As in all areas of his life, Tomey has looked consciously at marriage and fatherhood.

"One of my revitalizations was in unlearning some of the ways I'd learned about being male," says Tomey. "Maich helped me by taking the lead. She was very strong in her feminist thinking. I had a lot to learn but I was an available and willing partner."

The two of them fashioned their own unique system for raising children and running a household. They had what Tomey calls an "on and off system.

"We each had a week on and week off," he explains. "If we were on, we took the kids to their appointments, did the shopping and cooking – basically ran the house. The person not on could do evening meetings that week or travel."

Tomey also became good friends with Gardner's former husband and they developed a way of co-fathering the three older children.

"Peter died suddenly in 1993," says Tomey, "and I miss him. We had a great system of fathering the kids and suddenly I was doing it myself."

Tomey calls his way of looking at relationships a process of "advocacy and inquiry. It is not a selfish perspective," he says, "but a self perspective. You take action on behalf of yourself but you also need to find out what the other person needs and wants.

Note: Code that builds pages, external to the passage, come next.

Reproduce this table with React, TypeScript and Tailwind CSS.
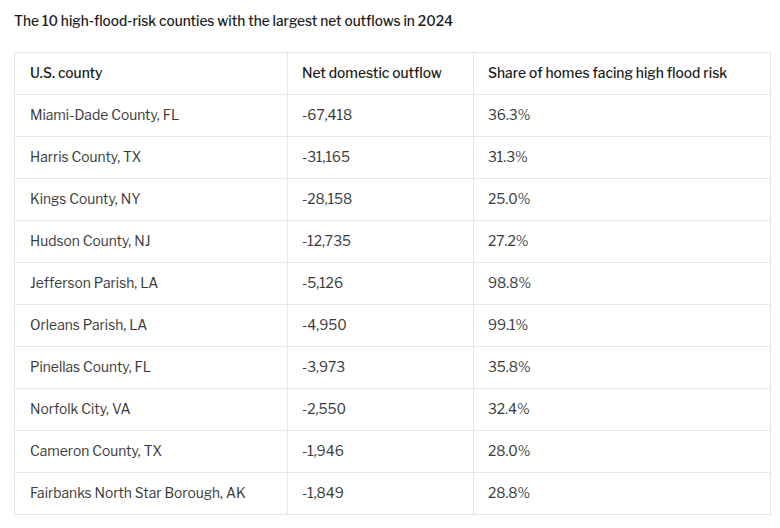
const rows: [string, string, string][] = [
  ['Miami-Dade County, FL', '-67,418', '36.3%'],
  ['Harris County, TX', '-31,165', '31.3%'],
  ['Kings County, NY', '-28,158', '25.0%'],
  ['Hudson County, NJ', '-12,735', '27.2%'],
  ['Jefferson Parish, LA', '-5,126', '98.8%'],
  ['Orleans Parish, LA', '-4,950', '99.1%'],
  ['Pinellas County, FL', '-3,973', '35.8%'],
  ['Norfolk City, VA', '-2,550', '32.4%'],
  ['Cameron County, TX', '-1,946', '28.0%'],
  ['Fairbanks North Star Borough, AK', '-1,849', '28.8%'],
];

export default function App() {
  return (
    <div
      className="w-[780px] h-[528px] bg-white pl-[14px] pt-[11px] overflow-hidden"
      style={{ fontFamily: '"Libre Franklin", Inter, "Noto Sans", sans-serif' }}
    >
      <h1 className="text-[13.7px] leading-[20px] font-medium text-[#1a1a1a]">
        The 10 high-flood-risk counties with the largest net outflows in 2024
      </h1>
      <table className="mt-[21px] w-[757px] border-collapse text-[13.8px] table-fixed">
        <colgroup>
          <col className="w-[273px]" />
          <col className="w-[186px]" />
          <col />
        </colgroup>
        <thead>
          <tr className="h-[42px]">
            {['U.S. county', 'Net domestic outflow', 'Share of homes facing high flood risk'].map((h, i) => (
              <th
                key={h}
                className={`border border-[#e6e6e6] text-left font-medium text-[#1a1a1a] ${i === 0 ? 'pl-[15px]' : 'pl-[14px]'}`}
              >
                {h}
              </th>
            ))}
          </tr>
        </thead>
        <tbody>
          {rows.map((r) => (
            <tr key={r[0]} className="h-[42px]">
              {r.map((c, i) => (
                <td
                  key={i}
                  className={`border border-[#e6e6e6] text-[#3a3a3a] ${i === 0 ? 'pl-[15px]' : 'pl-[14px]'}`}
                >
                  {c}
                </td>
              ))}
            </tr>
          ))}
        </tbody>
      </table>
    </div>
  );
}
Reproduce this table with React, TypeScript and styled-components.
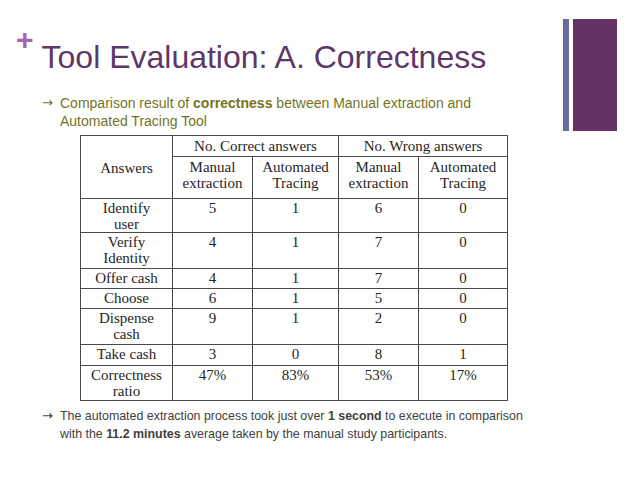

You are available to be influenced by others but you don't give your self away."

In Tomey's consulting work, he has made sure that at least 50 percent of his clients are non-profit organizations, working with such groups as New Hampshire Business Partners for Early Living; New Futures, Inc., which works with young people around drugs and tobaccos; Monadnock Family Services; and Governor Jean Shaheen's Kid's Cabinet, a group of state department heads who consider policy and program issues for kids.

He also devotes much time to non-profit organizations such as Monadnock United Way (MUW) and the New Hampshire Writers Project.

"It's part of my commitment to community," he says.

Kathi Snow, executive director of MUW, describes Tomey as "an impressive leader who is good at engaging people and leading them through the process. He does all the things a good leader does but goes beyond that," she says. "He brings kindness and sensitivity and a willingness to be open."

Perhaps these days are another time of revitalization for Tomey. The kids are all grown and he and Gardner are in the process of building a new home in Keene. He is trying to cut back on his consulting work to have more time for writing; he has a non-fiction book and a novel in the works. And he is becoming known for his dramatic readings of poetry. Recently, he read a poem publicly by Cynthia Huntington and, several years ago, read a poem by Jane Kenyon at her memorial services. One of his dreams is to make poetry more accessible, perhaps by doing his dramatic readings in the schools or elsewhere.